70.10 The report sought cabinet approval for the write off of irrecoverable debts totalling £84,421.98 where all other methods of recovery had been unsuccessful and it was not deemed appropriate to pursue the debts further.  Details of the write offs were listed in a confidential appendix, together with brief explanations of the circumstances (exempt information reason: 3 - information relating to the financial or business affairs of any particular person (including the authority holding that information).  The senior head undertook to inform members of the detailed circumstances of one of the write-offs relating to an overpayment of benefits.

 

70.11 Resolved (key decision): (1) That performance against national and local performance indicators and actions from the 2010/15 corporate plan (2014 refresh) be agreed.

 

(2) That the general fund, housing revenue account and collection fund financial performance for the quarter ended December 2015, as set out in sections 3, 4 and 6 of the report, be agreed.

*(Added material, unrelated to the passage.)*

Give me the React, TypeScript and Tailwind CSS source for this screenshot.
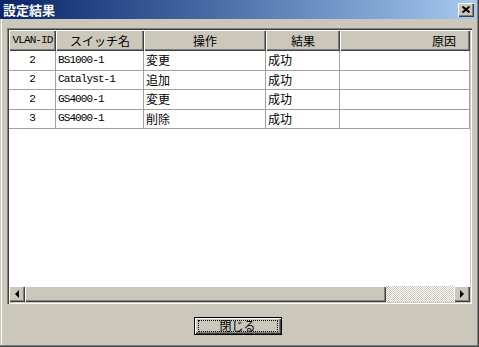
import React from "react";

const G = "#cbc7bb";

const cols = [
  { w: 47, label: "VLAN-ID", align: "center", mono: true },
  { w: 88, label: "スイッチ名", align: "center" },
  { w: 122, label: "操作", align: "center" },
  { w: 74, label: "結果", align: "center" },
  { w: 130, label: "原因", align: "right" },
];

const rows = [
  ["2", "BS1000-1", "変更", "成功", ""],
  ["2", "Catalyst-1", "追加", "成功", ""],
  ["2", "GS4000-1", "変更", "成功", ""],
  ["3", "GS4000-1", "削除", "成功", ""],
];

const raised =
  "shadow-[inset_1px_1px_#ffffff,inset_-1px_-1px_#404040,inset_-2px_-2px_#808080]";

function Arrow({ dir }: { dir: "left" | "right" }) {
  return (
    <svg width="4" height="8" viewBox="0 0 4 8">
      {dir === "left" ? (
        <polygon points="4,0 0,4 4,8" fill="#000" />
      ) : (
        <polygon points="0,0 4,4 0,8" fill="#000" />
      )}
    </svg>
  );
}

export default function App() {
  return (
    <div
      className="w-[479px] h-[347px] flex flex-col overflow-hidden shadow-[inset_-1px_-1px_#404040,inset_-2px_-2px_#808080,inset_1px_1px_#cbc7bb,inset_2px_2px_#ffffff]"
      style={{ background: G, fontFamily: '"Noto Sans CJK JP", sans-serif' }}
    >
      {/* title bar */}
      <div className="h-[19px] w-[477px] shrink-0 flex items-center justify-between pl-[3px] pr-[3px] bg-gradient-to-r from-[#0a246a] to-[#a6caf0]">
        <span className="text-white font-bold text-[13px] leading-none">
          設定結果
        </span>
        <div
          className={`w-[16px] h-[14px] flex items-center justify-center bg-[#cbc7bb] ${raised}`}
        >
          <svg width="8" height="7" viewBox="0 0 8 7">
            <path d="M0.5 0.5 L7.5 6.5 M7.5 0.5 L0.5 6.5" stroke="#000" strokeWidth="2" />
          </svg>
        </div>
      </div>

      {/* body */}
      <div className="flex-1 flex flex-col pl-[7px] pt-[9px]">
        {/* list view */}
        <div className="w-[465px] h-[276px] p-[2px] shadow-[inset_1px_1px_#808080,inset_2px_2px_#404040,inset_-1px_-1px_#ffffff,inset_-2px_-2px_#cbc7bb] flex flex-col">
          <div className="flex-1 bg-white overflow-hidden flex flex-col">
            {/* header */}
            <div className="flex h-[21px] shrink-0">
              {cols.map((c, i) => (
                <div
                  key={i}
                  className={`h-full flex items-center ${
                    c.align === "right" ? "justify-end pr-[14px]" : "justify-center"
                  } ${raised}`}
                  style={{ width: c.w, background: G }}
                >
                  <span
                    className={
                      c.mono
                        ? "text-[11px] leading-none text-black"
                        : "text-[12px] leading-none text-black"
                    }
                    style={
                      c.mono
                        ? { fontFamily: '"Liberation Mono", monospace', letterSpacing: "-0.9px" }
                        : undefined
                    }
                  >
                    {c.label}
                  </span>
                </div>
              ))}
            </div>
            {/* rows */}
            {rows.map((r, ri) => (
              <div key={ri} className="flex h-[19.5px] shrink-0 border-b border-[#a0a0a0]">
                {r.map((v, ci) => {
                  const latin = /^[\x00-\x7f]*$/.test(v);
                  return (
                    <div
                      key={ci}
                      className={`h-full flex items-center border-r border-[#a0a0a0] ${
                        ci === 0 ? "justify-center" : "justify-start pl-[2px]"
                      }`}
                      style={{ width: cols[ci].w }}
                    >
                      <span
                        className={
                          latin
                            ? "text-[11px] leading-none text-black"
                            : "text-[12px] leading-none text-black"
                        }
                        style={
                          latin
                            ? { fontFamily: '"Liberation Mono", monospace', letterSpacing: "-0.9px" }
                            : undefined
                        }
                      >
                        {v}
                      </span>
                    </div>
                  );
                })}
              </div>
            ))}
          </div>
          {/* horizontal scrollbar */}
          <div className="h-[16px] shrink-0 flex">
            <div
              className={`w-[16px] h-full flex items-center justify-center ${raised}`}
              style={{ background: G }}
            >
              <Arrow dir="left" />
            </div>
            <div className={`w-[361px] h-full ${raised}`} style={{ background: G }} />
            <div className="flex-1 h-full bg-[repeating-conic-gradient(#ffffff_0_25%,#cbc7bb_0_50%)] bg-[length:2px_2px]" />
            <div
              className={`w-[16px] h-full flex items-center justify-center ${raised}`}
              style={{ background: G }}
            >
              <Arrow dir="right" />
            </div>
          </div>
        </div>

        {/* button row */}
        <div className="flex justify-center pr-[7px] mt-[13px]">
          <div className="ml-[-4px] w-[88px] h-[18px] border border-black flex">
            <div
              className={`flex-1 flex items-center justify-center ${raised}`}
              style={{ background: G }}
            >
              <div className="w-[80px] h-[12px] border border-dotted border-black flex items-center justify-center">
                <span className="text-[12px] leading-none text-black">閉じる</span>
              </div>
            </div>
          </div>
        </div>
      </div>
    </div>
  );
}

(3) That the transfers from/to reserves as set out in appendix 3 be agreed.

 

(4) That the capital programme, as set out in appendix 4 to the report, be agreed.

 

(5) That the treasury management performance, as set out in section 7 of the report, be agreed.

 

(6) That the write offs as set out in the exempt appendix be approved.

 

(7) That members record their thanks and appreciation for the work of the different council teams in achieving the performance noted in the report.